- **Aim of the task**
The listing below must be repeated word for word, with its images excluded.
----
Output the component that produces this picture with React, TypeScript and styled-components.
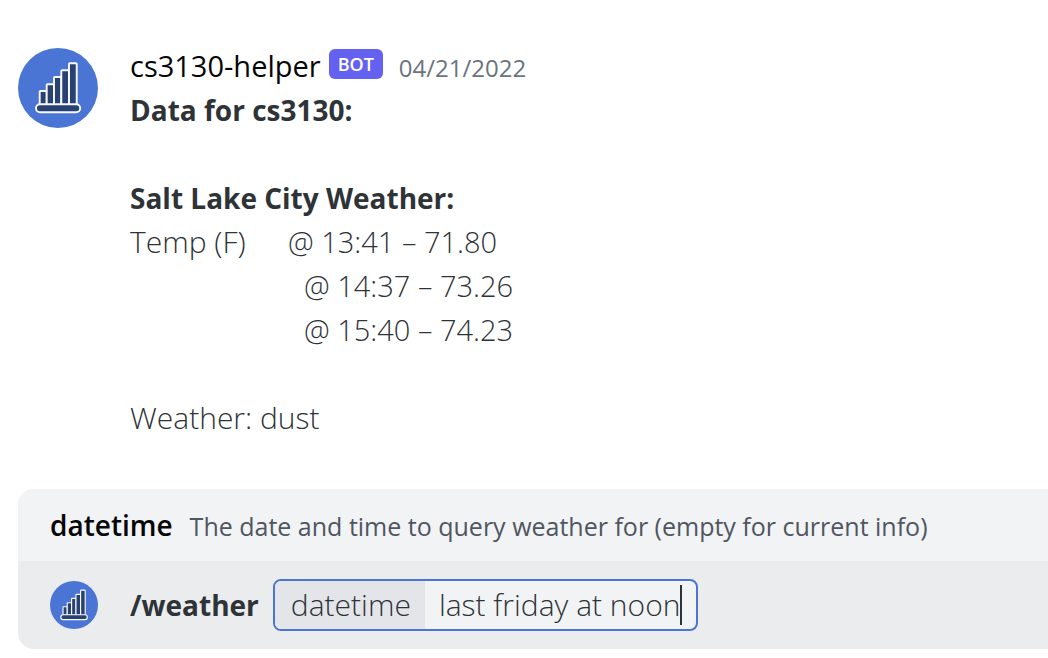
import React from "react";
import styled, { createGlobalStyle } from "styled-components";

const GlobalStyle = createGlobalStyle`
  * { box-sizing: border-box; }
  body {
    margin: 0;
    background: #ffffff;
    color: #2e3338;
    font-family: "Open Sans", "Noto Sans", sans-serif;
    font-size: 28px;
    line-height: 44px;
  }
`;

const Page = styled.main`
  padding: 44px 0 8px 18px;
`;

const Message = styled.article`
  display: flex;
  align-items: flex-start;
  gap: 32px;
`;

const AvatarSvg = styled.svg<{ $size: number }>`
  display: block;
  flex: none;
  width: ${(p) => p.$size}px;
  height: ${(p) => p.$size}px;
`;

const AvatarSlot = styled.div`
  padding-top: 4px;
`;

const Content = styled.div`
  flex: 1;
  min-width: 0;
`;

const Header = styled.header`
  display: flex;
  align-items: center;
  height: 44px;
`;

const Author = styled.span`
  color: #060607;
  font-size: 29px;
`;

const BotTag = styled.span`
  margin: 0 16px 4px 8px;
  padding: 0 9px;
  border-radius: 6px;
  background: #6461f1;
  color: #ffffff;
  font-size: 18px;
  font-weight: 600;
  line-height: 30px;
`;

const Timestamp = styled.time`
  padding-top: 4px;
  color: #6a7480;
  font-size: 24px;
`;

const Title = styled.h2`
  margin: 0;
  font-size: 28px;
  font-weight: 700;
  line-height: 44px;
`;

const Block = styled.section`
  margin-top: 44px;
`;

const Line = styled.p`
  display: flex;
  margin: 0;
  font-size: 30px;
  font-weight: 300;
`;

const Lead = styled.span<{ $width: number }>`
  flex: none;
  width: ${(p) => p.$width}px;
`;

const Reading = styled.span`
  font-size: 29px;
`;

const Composer = styled.form`
  margin: 49px 0 0;
  border-radius: 16px 0 0 16px;
  background: #ebecee;
  overflow: hidden;
`;

const Hint = styled.div`
  display: flex;
  align-items: center;
  gap: 17px;
  height: 72px;
  padding: 0 32px;
  background: #f2f3f5;
`;

const HintName = styled.strong`
  color: #060607;
  font-weight: 600;
`;

const HintText = styled.span`
  padding-top: 2px;
  color: #4f5660;
  font-size: 25px;
  white-space: nowrap;
`;

const CommandRow = styled.div`
  display: flex;
  align-items: center;
  height: 88px;
  padding: 0 32px;
`;

const Command = styled.strong`
  margin: 0 14px 0 32px;
  font-weight: 700;
`;

const Option = styled.div`
  display: flex;
  align-items: stretch;
  height: 52px;
  border: 2px solid #4b75d4;
  border-radius: 8px;
  background: #f2f3f5;
  font-size: 30px;
  font-weight: 300;
  line-height: 48px;
  overflow: hidden;
`;

const OptionLabel = styled.label`
  padding: 0 14px 0 16px;
  background: #e3e5e8;
`;

const OptionInput = styled.input`
  field-sizing: content;
  margin: 0;
  padding: 0 0 0 14px;
  border: 0;
  outline: 0;
  background: transparent;
  color: inherit;
  font: inherit;
  caret-color: transparent;
`;

const Caret = styled.span`
  align-self: center;
  width: 2px;
  height: 40px;
  margin-right: 14px;
  background: #2e3338;
`;

const bars = [
  { x: 21.7, y: 43, width: 7 },
  { x: 28.7, y: 36.3, width: 7.3 },
  { x: 36, y: 29, width: 7.3 },
  { x: 43.3, y: 22.3, width: 7.7 },
  { x: 51, y: 15.3, width: 7.7 },
];

function Avatar({ size }: { size: number }) {
  return (
    <AvatarSvg $size={size} viewBox="0 0 80 80" aria-hidden="true">
      <circle cx="40" cy="40" r="40" fill="#4b75d4" />
      <g fill="#294171" stroke="#f7f9ff" strokeWidth="1.9" strokeLinejoin="round">
        {bars.map((bar) => (
          <rect key={bar.x} x={bar.x} y={bar.y} width={bar.width} height={57 - bar.y} rx="0.8" />
        ))}
        <rect x="18" y="56.3" width="44.2" height="8" rx="4" />
      </g>
    </AvatarSvg>
  );
}

const readings = [
  { time: "13:41", temp: "71.80" },
  { time: "14:37", temp: "73.26" },
  { time: "15:40", temp: "74.23" },
];

export default function App() {
  return (
    <>
      <GlobalStyle />
      <Page>
        <Message>
          <AvatarSlot>
            <Avatar size={80} />
          </AvatarSlot>
          <Content>
            <Header>
              <Author>cs3130-helper</Author>
              <BotTag>BOT</BotTag>
              <Timestamp dateTime="2022-04-21">04/21/2022</Timestamp>
            </Header>
            <Title>Data for cs3130:</Title>
            <Block>
              <Title>Salt Lake City Weather:</Title>
              {readings.map((r, i) => (
                <Line key={r.time}>
                  <Lead $width={i === 0 ? 158 : 174}>{i === 0 ? "Temp (F)" : ""}</Lead>
                  <Reading>{`@ ${r.time} – ${r.temp}`}</Reading>
                </Line>
              ))}
            </Block>
            <Block>
              <Line>Weather: dust</Line>
            </Block>
          </Content>
        </Message>
        <Composer onSubmit={(e) => e.preventDefault()}>
          <Hint>
            <HintName>datetime</HintName>
            <HintText>The date and time to query weather for (empty for current info)</HintText>
          </Hint>
          <CommandRow>
            <Avatar size={48} />
            <Command>/weather</Command>
            <Option>
              <OptionLabel htmlFor="datetime">datetime</OptionLabel>
              <OptionInput id="datetime" type="text" defaultValue="last friday at noon" />
              <Caret />
            </Option>
          </CommandRow>
        </Composer>
      </Page>
    </>
  );
}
----
- **Task answer**
Output the component that produces this picture with React, TypeScript and styled-components.
import React from "react";
import styled, { createGlobalStyle } from "styled-components";

const GlobalStyle = createGlobalStyle`
  * { box-sizing: border-box; }
  body {
    margin: 0;
    background: #ffffff;
    color: #2e3338;
    font-family: "Open Sans", "Noto Sans", sans-serif;
    font-size: 28px;
    line-height: 44px;
  }
`;

const Page = styled.main`
  padding: 44px 0 8px 18px;
`;

const Message = styled.article`
  display: flex;
  align-items: flex-start;
  gap: 32px;
`;

const AvatarSvg = styled.svg<{ $size: number }>`
  display: block;
  flex: none;
  width: ${(p) => p.$size}px;
  height: ${(p) => p.$size}px;
`;

const AvatarSlot = styled.div`
  padding-top: 4px;
`;

const Content = styled.div`
  flex: 1;
  min-width: 0;
`;

const Header = styled.header`
  display: flex;
  align-items: center;
  height: 44px;
`;

const Author = styled.span`
  color: #060607;
  font-size: 29px;
`;

const BotTag = styled.span`
  margin: 0 16px 4px 8px;
  padding: 0 9px;
  border-radius: 6px;
  background: #6461f1;
  color: #ffffff;
  font-size: 18px;
  font-weight: 600;
  line-height: 30px;
`;

const Timestamp = styled.time`
  padding-top: 4px;
  color: #6a7480;
  font-size: 24px;
`;

const Title = styled.h2`
  margin: 0;
  font-size: 28px;
  font-weight: 700;
  line-height: 44px;
`;

const Block = styled.section`
  margin-top: 44px;
`;

const Line = styled.p`
  display: flex;
  margin: 0;
  font-size: 30px;
  font-weight: 300;
`;

const Lead = styled.span<{ $width: number }>`
  flex: none;
  width: ${(p) => p.$width}px;
`;

const Reading = styled.span`
  font-size: 29px;
`;

const Composer = styled.form`
  margin: 49px 0 0;
  border-radius: 16px 0 0 16px;
  background: #ebecee;
  overflow: hidden;
`;

const Hint = styled.div`
  display: flex;
  align-items: center;
  gap: 17px;
  height: 72px;
  padding: 0 32px;
  background: #f2f3f5;
`;

const HintName = styled.strong`
  color: #060607;
  font-weight: 600;
`;

const HintText = styled.span`
  padding-top: 2px;
  color: #4f5660;
  font-size: 25px;
  white-space: nowrap;
`;

const CommandRow = styled.div`
  display: flex;
  align-items: center;
  height: 88px;
  padding: 0 32px;
`;

const Command = styled.strong`
  margin: 0 14px 0 32px;
  font-weight: 700;
`;

const Option = styled.div`
  display: flex;
  align-items: stretch;
  height: 52px;
  border: 2px solid #4b75d4;
  border-radius: 8px;
  background: #f2f3f5;
  font-size: 30px;
  font-weight: 300;
  line-height: 48px;
  overflow: hidden;
`;

const OptionLabel = styled.label`
  padding: 0 14px 0 16px;
  background: #e3e5e8;
`;

const OptionInput = styled.input`
  field-sizing: content;
  margin: 0;
  padding: 0 0 0 14px;
  border: 0;
  outline: 0;
  background: transparent;
  color: inherit;
  font: inherit;
  caret-color: transparent;
`;

const Caret = styled.span`
  align-self: center;
  width: 2px;
  height: 40px;
  margin-right: 14px;
  background: #2e3338;
`;

const bars = [
  { x: 21.7, y: 43, width: 7 },
  { x: 28.7, y: 36.3, width: 7.3 },
  { x: 36, y: 29, width: 7.3 },
  { x: 43.3, y: 22.3, width: 7.7 },
  { x: 51, y: 15.3, width: 7.7 },
];

function Avatar({ size }: { size: number }) {
  return (
    <AvatarSvg $size={size} viewBox="0 0 80 80" aria-hidden="true">
      <circle cx="40" cy="40" r="40" fill="#4b75d4" />
      <g fill="#294171" stroke="#f7f9ff" strokeWidth="1.9" strokeLinejoin="round">
        {bars.map((bar) => (
          <rect key={bar.x} x={bar.x} y={bar.y} width={bar.width} height={57 - bar.y} rx="0.8" />
        ))}
        <rect x="18" y="56.3" width="44.2" height="8" rx="4" />
      </g>
    </AvatarSvg>
  );
}

const readings = [
  { time: "13:41", temp: "71.80" },
  { time: "14:37", temp: "73.26" },
  { time: "15:40", temp: "74.23" },
];

export default function App() {
  return (
    <>
      <GlobalStyle />
      <Page>
        <Message>
          <AvatarSlot>
            <Avatar size={80} />
          </AvatarSlot>
          <Content>
            <Header>
              <Author>cs3130-helper</Author>
              <BotTag>BOT</BotTag>
              <Timestamp dateTime="2022-04-21">04/21/2022</Timestamp>
            </Header>
            <Title>Data for cs3130:</Title>
            <Block>
              <Title>Salt Lake City Weather:</Title>
              {readings.map((r, i) => (
                <Line key={r.time}>
                  <Lead $width={i === 0 ? 158 : 174}>{i === 0 ? "Temp (F)" : ""}</Lead>
                  <Reading>{`@ ${r.time} – ${r.temp}`}</Reading>
                </Line>
              ))}
            </Block>
            <Block>
              <Line>Weather: dust</Line>
            </Block>
          </Content>
        </Message>
        <Composer onSubmit={(e) => e.preventDefault()}>
          <Hint>
            <HintName>datetime</HintName>
            <HintText>The date and time to query weather for (empty for current info)</HintText>
          </Hint>
          <CommandRow>
            <Avatar size={48} />
            <Command>/weather</Command>
            <Option>
              <OptionLabel htmlFor="datetime">datetime</OptionLabel>
              <OptionInput id="datetime" type="text" defaultValue="last friday at noon" />
              <Caret />
            </Option>
          </CommandRow>
        </Composer>
      </Page>
    </>
  );
}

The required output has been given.